The imposing fortress and small town of Terezín lies about 80 km north of Prague. It is situated at the strategic location of the confluence of the Labe (Elbe) and Ohre (Eger) rivers and was constructed on the orders of the Austro-Hungarian Emperor Joseph II in order to keep the Prussians at bay. It was formerly known as Theresienstadt in honour of the Empress Maria Theresa. On the eastern side of the Ohre lies the original small fortress whilst on the western side there is a far larger fortress within which there is a small town with a sizeable central square and a grid iron pattern of streets.
In 1940, soon after the outbreak of the Second World War, the Gestapo took over the small fortress to use as a prison. A year later, the resident population of about 3000 people were evicted from the town inside the main fortress and the whole complex was then turned into a transit camp for European Jews as part of Hitler’s ‘final solution‘.
Over the following four years, more than 140,000 Jews passed through Terezín. Around 33,000 died here because of the appalling cramped conditions. At one point, there were over 58,000 inmates in a town that previously had a population of 3000! More than 87,000 were sent on to their death in concentration camps further east, in particular to Auschwitz. Only around 17,000 survived and some of these died from an outbreak of typhus around the time the camp was liberated by the Red Army in May 1945.
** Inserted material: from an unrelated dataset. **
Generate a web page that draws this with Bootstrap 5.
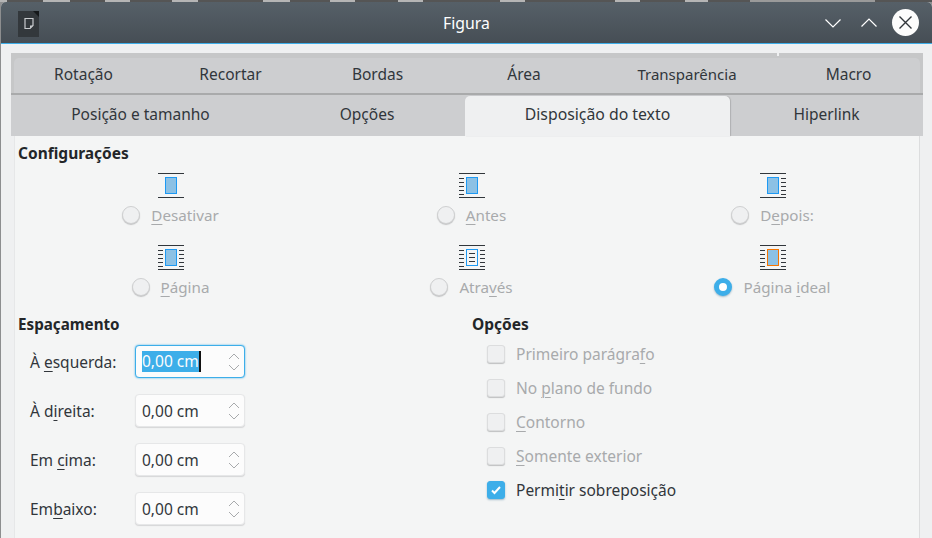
<!DOCTYPE html>
<html lang="pt-BR">
<head>
    <meta charset="UTF-8">
    <meta name="viewport" content="width=device-width, initial-scale=1.0">
    <title>Figura</title>
    <link rel="stylesheet" href="https://cdn.jsdelivr.net/npm/bootstrap@5.3.2/dist/css/bootstrap.min.css">
    <style>
        html, body { height: 100%; }
        body {
            width: 932px; height: 538px; overflow: hidden;
            background: #8d8e8f; color: #232629;
            font-family: "Noto Sans", sans-serif; font-size: 15.5px; line-height: 20px;
        }
        u { text-underline-offset: 3px; text-decoration-thickness: 1px; }
        /* bits of the text behind the window, at the very top */
        .dlg-behind {
            height: 2px;
            background: linear-gradient(90deg, #b5b5b5 7px, #555 7px 43px, #b5b5b5 43px 70px, #555 70px 105px, #b5b5b5 105px 130px, #555 130px 172px, #b5b5b5 172px 198px, #555 198px 263px, #b5b5b5 263px 290px, #555 290px 330px, #b5b5b5 330px 355px, #555 355px 398px, #b5b5b5 398px 423px, #555 423px 500px, #b5b5b5 500px 525px, #555 525px 615px, #b5b5b5 615px 640px, #555 640px 685px, #b5b5b5 685px 708px, #555 708px 750px, #9a9a9a 750px 875px, #555 875px);
        }
        .dlg-window {
            margin-left: 1px; height: 536px;
            background: #eff0f1; border-radius: 5px 5px 0 0; overflow: hidden;
        }
        .dlg-title {
            height: 42px; padding: 0 13px 0 17px;
            background: linear-gradient(#566068, #464e55);
            border-bottom: 1px solid #3daee9; color: #fff; position: relative;
        }
        .dlg-title-text { position: absolute; left: 0; right: 0; text-align: center; top: 11px; font-size: 15.8px; }
        .dlg-appicon { width: 21px; height: 26px; margin-top: 3px; background: #33383c; position: relative; }
        .dlg-appicon::after {
            content: ""; position: absolute; top: 0; right: 0;
            border-top: 6px solid #15181a; border-left: 6px solid transparent;
        }
        .dlg-ctrls { gap: 20px; }
        .dlg-close { width: 27px; height: 27px; margin-left: -5px; border-radius: 50%; background: #fcfcfc; }
        .dlg-tabs { margin: 9px 9px 0 10px; background: #c6c7c8; }
        .tab-row { display: flex; }
        .row-top-wrap { height: 42px; border-bottom: 2px solid #a9aaab; padding: 5px 3px 0; }
        .row-top-wrap .tab-row { height: 35px; background: #cdced0; border-radius: 5px 5px 0 0; }
        .tab-row.row-bot { height: 41px; background: #cdced0; }
        .tab-item { display: flex; align-items: center; justify-content: center; color: #31363b; padding-bottom: 3px; }
        .tab-row.row-bot .tab-item { padding-bottom: 4px; }
        .tab-row.row-bot .tab-item.is-on {
            background: #eff0f1; border-radius: 5px 5px 0 0; margin-top: 1px; padding-bottom: 5px;
            box-shadow: 1px 0 1px #b0b1b2; font-size: 15.8px;
        }
        .tab-notched { position: relative; }
        .tab-notched::before {
            content: ""; position: absolute; left: 0; top: -5px; width: 2px; height: 3px;
            background: #eff0f1;
        }
        .tab-narrow { font-size: 15px; }
        .tab-w143 { width: 143px; padding-right: 4px; } .tab-w147 { width: 147px; } .tab-w146 { width: 146px; } .tab-w180 { width: 180px; }
        .tab-w261 { width: 261px; padding-right: 2px; } .tab-w193 { width: 193px; padding-right: 3px; } .tab-w265 { width: 265px; }
        .dlg-panel {
            margin: 0 12px 0 13px; height: 403px; background: #f4f5f5; padding: 7px 4px 8px 3px;
            border-left: 1px solid #e6e7e8; border-right: 1px solid #dcddde;
        }
        .group-title { font-weight: 700; color: #232629; line-height: 20px; }
        .wrap-grid { display: grid; grid-template-columns: repeat(3, 301px); margin: 10px 0 0 2px; row-gap: 19px; }
        .wrap-opt { display: flex; flex-direction: column; align-items: center; }
        .wrap-opt svg { display: block; margin-bottom: 6px; }
        .wrap-line { height: 22px; color: #a8aaac; gap: 11px; font-size: 15.2px; }
        .dlg-radio {
            width: 18px; height: 18px; margin: 0; border: 1px solid #cfd0d1; border-radius: 50%;
            background: #eff0f1; box-shadow: 0 1px 1px #c3c4c5; flex: none;
        }
        .dlg-radio.is-on { background: #fff; border: 5px solid #3daee9; box-shadow: 0 1px 2px #9fb9c8; }
        .lower-cols { margin-top: 16px; }
        .col-spacing { width: 454px; flex: none; }
        .col-spacing .group-title { font-size: 15.2px; }
        .spin-row { height: 33px; margin-top: 16px; padding-left: 12px; color: #31363b; }
        .group-title + .spin-row { margin-top: 11px; }
        .spin-label { width: 105px; flex: none; }
        .spin-box {
            width: 110px; height: 33px; padding: 0 4px 0 6px; background: #fcfcfc;
            border: 1px solid #e6e7e8; border-radius: 4px; box-shadow: 0 1px 1px #d5d6d7;
        }
        .spin-box.is-focus { border-color: #3daee9; box-shadow: 0 0 2px #3daee9; }
        .spin-sel { background: #3daee9; color: #fcfcfc; border-right: 2px solid #111; line-height: 21px; }
        .spin-arrows { margin-left: auto; gap: 4px; }
        .spin-arrows svg { display: block; }
        .check-row { height: 34px; padding-left: 15px; gap: 11px; color: #a8aaac; }
        .group-title + .check-row { margin-top: 3px; }
        .check-row.is-live { color: #31363b; }
        .dlg-check {
            width: 18px; height: 18px; flex: none; background: #eff0f1;
            border: 1px solid #dcddde; border-radius: 3px; box-shadow: 0 1px 1px #bfc0c1;
        }
        .dlg-check.is-on { background: #3daee9; border-color: #3daee9; box-shadow: 0 1px 2px #9fb9c8; }
    </style>
</head>
<body>
    <div class="dlg-behind"></div>
    <div class="dlg-window">
        <div class="dlg-title d-flex align-items-center justify-content-between">
            <div class="dlg-appicon d-flex align-items-center justify-content-center">
                <svg width="12" height="14" viewBox="0 0 12 14"><path d="M2 1.5h8v7l-3 3H2z" fill="none" stroke="#c9cccf" stroke-width="1.2"/><path d="M7 11.5v-3h3z" fill="#c9cccf"/></svg>
            </div>
            <div class="dlg-title-text">Figura</div>
            <div class="dlg-ctrls d-flex align-items-center">
                <svg width="16" height="10" viewBox="0 0 16 10"><path d="M.5 1.5l7.5 7.5 7.5-7.5" fill="none" stroke="#fff" stroke-width="1.2"/></svg>
                <svg width="16" height="10" viewBox="0 0 16 10"><path d="M.5 8.5L8 1l7.5 7.5" fill="none" stroke="#fff" stroke-width="1.2"/></svg>
                <div class="dlg-close d-flex align-items-center justify-content-center">
                    <svg width="15" height="15" viewBox="0 0 15 15"><path d="M1.5 1.5l12 12M13.5 1.5l-12 12" stroke="#31363b" stroke-width="1.4"/></svg>
                </div>
            </div>
        </div>

        <div class="dlg-tabs">
            <div class="row-top-wrap">
                <div class="tab-row">
                    <div class="tab-item tab-w143">Rotação</div>
                    <div class="tab-item tab-w147">Recortar</div>
                    <div class="tab-item tab-w147">Bordas</div>
                    <div class="tab-item tab-w146">Área</div>
                    <div class="tab-item tab-w180 tab-narrow">Transparência</div>
                    <div class="tab-item tab-notched flex-fill">Macro</div>
                </div>
            </div>
            <div class="tab-row row-bot">
                <div class="tab-item tab-w261">Posição e tamanho</div>
                <div class="tab-item tab-w193">Opções</div>
                <div class="tab-item tab-w265 is-on">Disposição do texto</div>
                <div class="tab-item flex-fill">Hiperlink</div>
            </div>
        </div>

        <div class="dlg-panel">
            <div class="group-title">Configurações</div>
            <div class="wrap-grid">
                <div class="wrap-opt">
                    <svg width="26" height="25" viewBox="0 0 26 25"><use href="#ic-rules"/><rect x="7.5" y="4.5" width="11" height="16" fill="#8cc1e5" stroke="#1d99f3"/></svg>
                    <div class="wrap-line d-flex align-items-center"><span class="dlg-radio"></span><span><u>D</u>esativar</span></div>
                </div>
                <div class="wrap-opt">
                    <svg width="26" height="25" viewBox="0 0 26 25"><use href="#ic-rules"/><use href="#ic-left"/><rect x="7.5" y="4.5" width="11" height="16" fill="#8cc1e5" stroke="#1d99f3"/></svg>
                    <div class="wrap-line d-flex align-items-center"><span class="dlg-radio"></span><span><u>A</u>ntes</span></div>
                </div>
                <div class="wrap-opt">
                    <svg width="26" height="25" viewBox="0 0 26 25"><use href="#ic-rules"/><use href="#ic-right"/><rect x="7.5" y="4.5" width="11" height="16" fill="#8cc1e5" stroke="#1d99f3"/></svg>
                    <div class="wrap-line d-flex align-items-center"><span class="dlg-radio"></span><span>D<u>e</u>pois:</span></div>
                </div>
                <div class="wrap-opt">
                    <svg width="26" height="25" viewBox="0 0 26 25"><use href="#ic-rules"/><use href="#ic-left"/><use href="#ic-right"/><rect x="7.5" y="4.5" width="11" height="16" fill="#8cc1e5" stroke="#1d99f3"/></svg>
                    <div class="wrap-line d-flex align-items-center"><span class="dlg-radio"></span><span><u>P</u>ágina</span></div>
                </div>
                <div class="wrap-opt">
                    <svg width="26" height="25" viewBox="0 0 26 25"><use href="#ic-rules"/><use href="#ic-left"/><use href="#ic-right"/><rect x="7.5" y="4.5" width="11" height="16" fill="#f4f5f5" stroke="#1d99f3"/><path d="M10 8.5h6M10 12.5h6M10 16.5h6" stroke="#31363b"/></svg>
                    <div class="wrap-line d-flex align-items-center"><span class="dlg-radio"></span><span>Atra<u>v</u>és</span></div>
                </div>
                <div class="wrap-opt">
                    <svg width="26" height="25" viewBox="0 0 26 25"><use href="#ic-rules"/><use href="#ic-left"/><use href="#ic-right"/><rect x="7.5" y="4.5" width="11" height="16" fill="#8cc1e5" stroke="#f67400"/></svg>
                    <div class="wrap-line d-flex align-items-center"><span class="dlg-radio is-on"></span><span>Página <u>i</u>deal</span></div>
                </div>
            </div>

            <div class="lower-cols d-flex">
                <div class="col-spacing">
                    <div class="group-title">Espaçamento</div>
                    <div class="spin-row d-flex align-items-center">
                        <span class="spin-label">À <u>e</u>squerda:</span>
                        <div class="spin-box is-focus d-flex align-items-center"><span class="spin-sel">0,00 cm</span><span class="spin-arrows d-flex flex-column"><svg width="12" height="7" viewBox="0 0 12 7"><use href="#ic-up"/></svg><svg width="12" height="7" viewBox="0 0 12 7"><use href="#ic-down"/></svg></span></div>
                    </div>
                    <div class="spin-row d-flex align-items-center">
                        <span class="spin-label">À d<u>i</u>reita:</span>
                        <div class="spin-box d-flex align-items-center"><span>0,00 cm</span><span class="spin-arrows d-flex flex-column"><svg width="12" height="7" viewBox="0 0 12 7"><use href="#ic-up"/></svg><svg width="12" height="7" viewBox="0 0 12 7"><use href="#ic-down"/></svg></span></div>
                    </div>
                    <div class="spin-row d-flex align-items-center">
                        <span class="spin-label">Em <u>c</u>ima:</span>
                        <div class="spin-box d-flex align-items-center"><span>0,00 cm</span><span class="spin-arrows d-flex flex-column"><svg width="12" height="7" viewBox="0 0 12 7"><use href="#ic-up"/></svg><svg width="12" height="7" viewBox="0 0 12 7"><use href="#ic-down"/></svg></span></div>
                    </div>
                    <div class="spin-row d-flex align-items-center">
                        <span class="spin-label">Em<u>b</u>aixo:</span>
                        <div class="spin-box d-flex align-items-center"><span>0,00 cm</span><span class="spin-arrows d-flex flex-column"><svg width="12" height="7" viewBox="0 0 12 7"><use href="#ic-up"/></svg><svg width="12" height="7" viewBox="0 0 12 7"><use href="#ic-down"/></svg></span></div>
                    </div>
                </div>
                <div class="flex-fill">
                    <div class="group-title">Opções</div>
                    <div class="check-row d-flex align-items-center"><span class="dlg-check"></span><span>Primeiro parágra<u>f</u>o</span></div>
                    <div class="check-row d-flex align-items-center"><span class="dlg-check"></span><span>No <u>p</u>lano de fundo</span></div>
                    <div class="check-row d-flex align-items-center"><span class="dlg-check"></span><span><u>C</u>ontorno</span></div>
                    <div class="check-row d-flex align-items-center"><span class="dlg-check"></span><span><u>S</u>omente exterior</span></div>
                    <div class="check-row is-live d-flex align-items-center">
                        <span class="dlg-check is-on d-flex align-items-center justify-content-center"><svg width="12" height="10" viewBox="0 0 12 10"><path d="M2 5.5l2.5 2.5L10 2" fill="none" stroke="#fff" stroke-width="2"/></svg></span>
                        <span>Permi<u>t</u>ir sobreposição</span>
                    </div>
                </div>
            </div>
        </div>
    </div>

    <svg width="0" height="0" class="d-block position-absolute">
        <defs>
            <path id="ic-rules" d="M0 .5h26M0 24.5h26" stroke="#31363b"/>
            <path id="ic-left" d="M0 5.5h5M0 9.5h5M0 13.5h5M0 17.5h5M0 21.5h5" stroke="#31363b"/>
            <path id="ic-right" d="M21 5.5h5M21 9.5h5M21 13.5h5M21 17.5h5M21 21.5h5" stroke="#31363b"/>
            <path id="ic-up" d="M1 6l5-5 5 5" fill="none" stroke="#a8aaac"/>
            <path id="ic-down" d="M1 1l5 5 5-5" fill="none" stroke="#a8aaac"/>
        </defs>
    </svg>
</body>
</html>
Ironically, despite the horrific role Terezín played in the Jewish holocaust, it was also used as a vehicle for Nazi propaganda and portrayed to visitors from the International Committee of the Red Cross as a self-administering ‘Jewish Refuge’. Despite the awful conditions, there was an amazing amount of community life with plays and concerts being performed and artwork and literature produced.
The Terezín Memorial was established in 1991 in order to retell the story of what happened here, to preserve and display art and literature produced by those interned, and to preserve numerous buildings including the crematorium, a fascinating Jewish Prayer room with Hebrew inscriptions from the Psalms on the walls, together with the whole of the small fortress, little changed from how it was in 1945.
Terezín had been on Sybille’s and my list of places to visit since we moved to the Czech Republic. Therefore when my sister Jenny stayed with us recently and also expressed an interest in going there, we took the opportunity to do so. It is not an enjoyable day out – far from it. Rather it is quite a sobering experience but certainly one I’m very glad I’ve experienced.
There is an excellent museum in two parts. The Ghetto Museum itself tells the story of Terezín and puts it in the context of the wider events of the Second World War. Then within the nearby Magdeburg Barracks there are displays of the amazing cramped conditions in which internees were forced to live, as well as displays of artwork, music and literature, all of which was produced in these appalling circumstances. You can then walk around the town to visit the other sites including exploring the whole of the small fortress. Everything is explained in four languages, Czech, German, English and Hebrew, and for once, the English is excellent with hardly any examples of that peculiar language I call Czenglish.
Terezín is a slightly eerie place and it must be somewhat strange for the nearly 3000 people who once again reside in the town to be surrounded by all this horrific relatively recent history. But as the seventieth anniversary of the outbreak of World War Two is currently being marked in Poland and elsewhere, it is important that all that happened at Terezín is preserved and re-told to the next generation.